Almost two years ago, Justice Brown released his decision in Reckitt Benckiser LLC v Jamieson Laboratories Ltd, 2015 FC 215 [Reckitt]. This decision was substantively upheld by the Federal Court of Appeal (2015 FCA 104). At the time, practitioners noted Reckitt’s potential impact on trade-mark plaintiffs’ ability to obtain interlocutory injunctions. For example, Alan Macek queried if the Court had endorsed the conclusion that irreparable harm is found where there is no methodology available to quantify the loss, while Daniel Davies stated “it is hoped that the decision is an indication of the Federal Court’s future willingness to grant pre-trial injunctive relief in appropriate IP cases.”

Justice Kane demonstrated this willingness in Sleep Country, a trade-mark dispute involving the slogans “why buy a mattress anywhere else?” and “there is no reason to buy a mattress anywhere else.” Before the Court was an interlocutory motion to enjoin Sears from using the latter slogan pending a final disposition at trial, since, in the view of Sleep Country, Sears infringed their trade-mark in the former slogan.

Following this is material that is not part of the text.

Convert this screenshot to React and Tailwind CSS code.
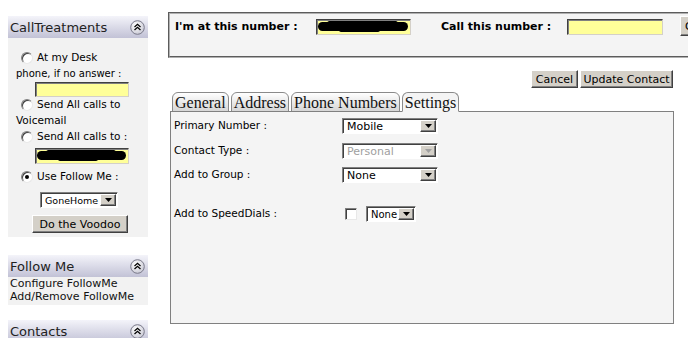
import React from 'react';

const sans = { fontFamily: '"DejaVu Sans", Verdana, sans-serif' };

function CollapseIcon() {
    return (
        <svg width="15" height="15" viewBox="0 0 15 15">
            <defs>
                <radialGradient id="cg" cx="40%" cy="35%" r="70%">
                    <stop offset="0%" stopColor="#ffffff" />
                    <stop offset="100%" stopColor="#c8c8d4" />
                </radialGradient>
            </defs>
            <circle cx="7.5" cy="7.5" r="6.8" fill="url(#cg)" stroke="#7a7a8a" strokeWidth="1" />
            <path d="M4.5 7 L7.5 4.3 L10.5 7" fill="none" stroke="#000" strokeWidth="1.3" />
            <path d="M4.5 10 L7.5 7.3 L10.5 10" fill="none" stroke="#000" strokeWidth="1.3" />
        </svg>
    );
}

function PanelHeader({ title }) {
    return (
        <div className="h-[22px] shrink-0 flex items-center justify-between pl-[2px] pr-[3px] bg-gradient-to-b from-[#f4f4fa] to-[#c2c2d6]">
            <span className="text-[13px] text-[#222] leading-none">{title}</span>
            <CollapseIcon />
        </div>
    );
}

function Radio({ checked }) {
    return (
        <span className="relative inline-block w-[12px] h-[12px] rounded-full bg-white border border-t-[#808080] border-l-[#808080] border-b-[#e8e8e8] border-r-[#e8e8e8] shadow-[inset_1px_1px_0_#404040] shrink-0">
            {checked && <span className="absolute left-[3px] top-[3px] w-[4px] h-[4px] rounded-full bg-black" />}
        </span>
    );
}

function Field({ className, scribble }) {
    return (
        <div className={'relative shrink-0 bg-[#ffff99] border border-t-[#404040] border-l-[#404040] border-b-[#d4d0c8] border-r-[#d4d0c8] shadow-[inset_1px_1px_0_#808080] overflow-hidden ' + className}>
            {scribble && (
                <>
                    <div className="absolute left-[1px] right-[2px] top-[2px] h-[9px] rounded-full bg-black" />
                    <div className="absolute left-[10px] right-[12px] top-[1px] h-[5px] rounded-full bg-black" />
                    <div className="absolute left-[22px] right-[30px] top-[8px] h-[4px] rounded-full bg-black" />
                </>
            )}
        </div>
    );
}

function DropButton({ disabled }) {
    return (
        <div className="w-[16px] shrink-0 h-full bg-[#d4d0c8] border border-t-white border-l-white border-b-[#404040] border-r-[#404040] shadow-[inset_-1px_-1px_0_#808080] flex items-center justify-center">
            <svg width="7" height="4" viewBox="0 0 7 4">
                <path d="M0 0 H7 L3.5 4 Z" fill={disabled ? '#a0a0a0' : '#000'} />
            </svg>
        </div>
    );
}

function Select({ value, width, disabled, size }) {
    return (
        <div
            className="h-[16px] shrink-0 flex items-stretch bg-white border border-t-[#808080] border-l-[#808080] border-b-white border-r-white shadow-[inset_1px_1px_0_#404040] pl-[3px] pr-[1px] py-[1px]"
            style={{ width }}
        >
            <span
                className={
                    'flex-1 whitespace-nowrap overflow-hidden leading-[13px] pl-[1px] ' +
                    (disabled ? 'text-[#a0a0a0]' : 'text-black')
                }
                style={{ fontSize: size || 11 }}
            >
                {value}
            </span>
            <DropButton disabled={disabled} />
        </div>
    );
}

function Button({ children, className }) {
    return (
        <button className={'h-[18px] shrink-0 whitespace-nowrap bg-[#d4d0c8] border border-t-white border-l-white border-b-[#404040] border-r-[#404040] shadow-[inset_-1px_-1px_0_#808080] text-[11px] leading-none text-black px-0 ' + (className || '')}>
            {children}
        </button>
    );
}

function Tab({ label, active }) {
    return (
        <div
            className={
                'h-[20px] px-[2px] rounded-t-[6px] border border-[#8a8a8a] text-[16px] leading-[19px] text-[#111] ' +
                (active ? 'bg-[#f4f4f4] border-b-[#f4f4f4] relative z-10' : 'bg-gradient-to-b from-white to-[#d6d6d6]')
            }
            style={{ fontFamily: '"Liberation Serif", "Times New Roman", serif' }}
        >
            {label}
        </div>
    );
}

function Sidebar() {
    return (
        <div className="w-[140px] ml-[8px] mt-[16px] self-start flex flex-col shrink-0 text-[10px] text-black">
            <PanelHeader title="CallTreatments" />
            <div className="bg-[#f2f2f2] pt-[12px] pb-[4px] flex flex-col shrink-0">
                <div className="h-[16px] flex items-center gap-[4px] pl-[13px]">
                    <Radio />
                    <span className="text-[10.5px]">At my Desk</span>
                </div>
                <div className="h-[14px] flex items-center pl-[8px] text-[10px]">phone, if no answer :</div>
                <Field className="ml-[27px] mt-[2px] w-[94px] h-[15px]" />
                <div className="h-[16px] flex items-center gap-[4px] pl-[13px]">
                    <Radio />
                    <span className="text-[10.5px]">Send All calls to</span>
                </div>
                <div className="h-[16px] flex items-center pl-[8px] text-[10.5px]">Voicemail</div>
                <div className="h-[16px] flex items-center gap-[4px] pl-[13px]">
                    <Radio />
                    <span className="text-[10.5px]">Send All calls to :</span>
                </div>
                <Field className="ml-[27px] mt-[3px] w-[94px] h-[16px]" scribble />
                <div className="h-[16px] mt-[5px] flex items-center gap-[4px] pl-[13px]">
                    <Radio checked />
                    <span className="text-[10.5px]">Use Follow Me :</span>
                </div>
                <div className="ml-[32px] mt-[7px]">
                    <Select value="GoneHome" width={78} size={9.5} />
                </div>
                <Button className="ml-[24px] mt-[7px] w-[96px] text-[11px]">Do the Voodoo</Button>
            </div>

            <div className="mt-[18px] shrink-0">
                <PanelHeader title="Follow Me" />
                <div className="bg-[#f2f2f2] pl-[2px] pt-0 pb-[2px] text-[11px] leading-[13px] text-[#111]">
                    <div>Configure FollowMe</div>
                    <div>Add/Remove FollowMe</div>
                </div>
            </div>

            <div className="mt-[15px] shrink-0">
                <PanelHeader title="Contacts" />
            </div>
        </div>
    );
}

function SettingsRow({ label, children, className }) {
    return (
        <div className={'flex items-center h-[16px] shrink-0 ' + (className || '')}>
            <span className="w-[168px] text-[10.5px] text-black">{label}</span>
            {children}
        </div>
    );
}

export default function App() {
    return (
        <div className="w-[688px] h-[338px] overflow-hidden bg-white flex items-start" style={sans}>
            <Sidebar />
            <div className="ml-[20px] mt-[12px] flex flex-col w-[506px] shrink-0">
                <div className="w-[540px] h-[46px] shrink-0 bg-[#f4f4f4] border-2 border-[#b0b0b0] [border-style:groove] pt-[5px] pl-[5px] flex items-start">
                    <div className="h-[16px] flex items-center">
                        <span className="w-[141px] shrink-0 font-bold text-[11px] text-black">I'm at this number :</span>
                        <Field className="w-[95px] h-[16px]" scribble />
                        <span className="ml-[30px] w-[126px] shrink-0 font-bold text-[11px] text-black">Call this number :</span>
                        <Field className="w-[96px] h-[16px]" />
                        <Button className="ml-[17px] w-[40px] -mt-[2px] h-[20px] text-left pl-[4px]">Call</Button>
                    </div>
                </div>

                <div className="mt-[12px] flex justify-end pr-[1px] gap-[2px]">
                    <Button className="w-[47px]">Cancel</Button>
                    <Button className="w-[93px]">Update Contact</Button>
                </div>

                <div className="mt-[4px] ml-[4px] flex gap-[2px] items-end">
                    <Tab label="General" />
                    <Tab label="Address" />
                    <Tab label="Phone Numbers" />
                    <Tab label="Settings" active />
                </div>
                <div className="ml-[2px] -mt-[1px] w-[504px] h-[213px] bg-[#f4f4f4] border border-[#808080] pl-[3px] pt-[6px] flex flex-col">
                    <SettingsRow label="Primary Number :">
                        <Select value="Mobile" width={96} />
                    </SettingsRow>
                    <SettingsRow label="Contact Type :" className="mt-[9px]">
                        <Select value="Personal" width={96} disabled />
                    </SettingsRow>
                    <SettingsRow label="Add to Group :" className="mt-[8px]">
                        <Select value="None" width={96} />
                    </SettingsRow>
                    <SettingsRow label="Add to SpeedDials :" className="mt-[23px]">
                        <span className="ml-[3px] w-[12px] h-[12px] shrink-0 bg-white border border-t-[#808080] border-l-[#808080] border-b-[#e8e8e8] border-r-[#e8e8e8] shadow-[inset_1px_1px_0_#404040]" />
                        <span className="ml-[9px]">
                            <Select value="None" width={50} size={10} />
                        </span>
                    </SettingsRow>
                </div>
            </div>
        </div>
    );
}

Following the well-established tripartite test for injunctions from RJR-MacDonald Inc v Canada, much of Sleep Country focused on whether or not any harms from Sears’ alleged trade-mark infringement could be quantified and, therefore, compensable by way of damages. The harms claimed by Sleep Country included lost sales, depreciation of goodwill, and loss of distinctiveness.

Justice Kane was unconvinced by Sears’ evidence and arguments on the issue of irreparable harm. In essence, the Court agreed with Sleep Country that damages due to the loss of distinctiveness of its slogan and the impact on its goodwill were not possible to quantify. In part, Kane J. relied on what she viewed as the general proposition from Reckitt, namely that “where there is loss of distinctiveness, the damage to goodwill is not possible to calculate” (at para 116).

Further, the Court rejected most of the assumptions and methodologies put forward by Sears’ experts to calculate Sleep Country’s potential lost sales. As Kane J. explained, her task in Sleep Country was to draw a line “between determining that it is possible to quantify the harm to Sleep Country arising from Sears’ use of the alleged infringing slogan […] and determining that it is impossible, or difficult to the point of impossibility, to quantify the harm” (at para 152; see also para 135).

Again, this follows the logic from Reckitt and the conclusion that irreparable harm will be made out where there is no methodology to quantify losses. Therefore, absent a reliable method to calculate the harm at issue, Kane J. agreed with Sleep Country that lost profits could not be calculated and, therefore, constituted irreparable harm.

Given the Court’s comments in Reckitt and Sleep Country, responding parties to interlocutory injunction motions relating to trade-marks should ensure that any expert evidence regarding the quantification of damages and lost profits is based on reliable methodologies that can be explained in a comprehensible manner to the courts.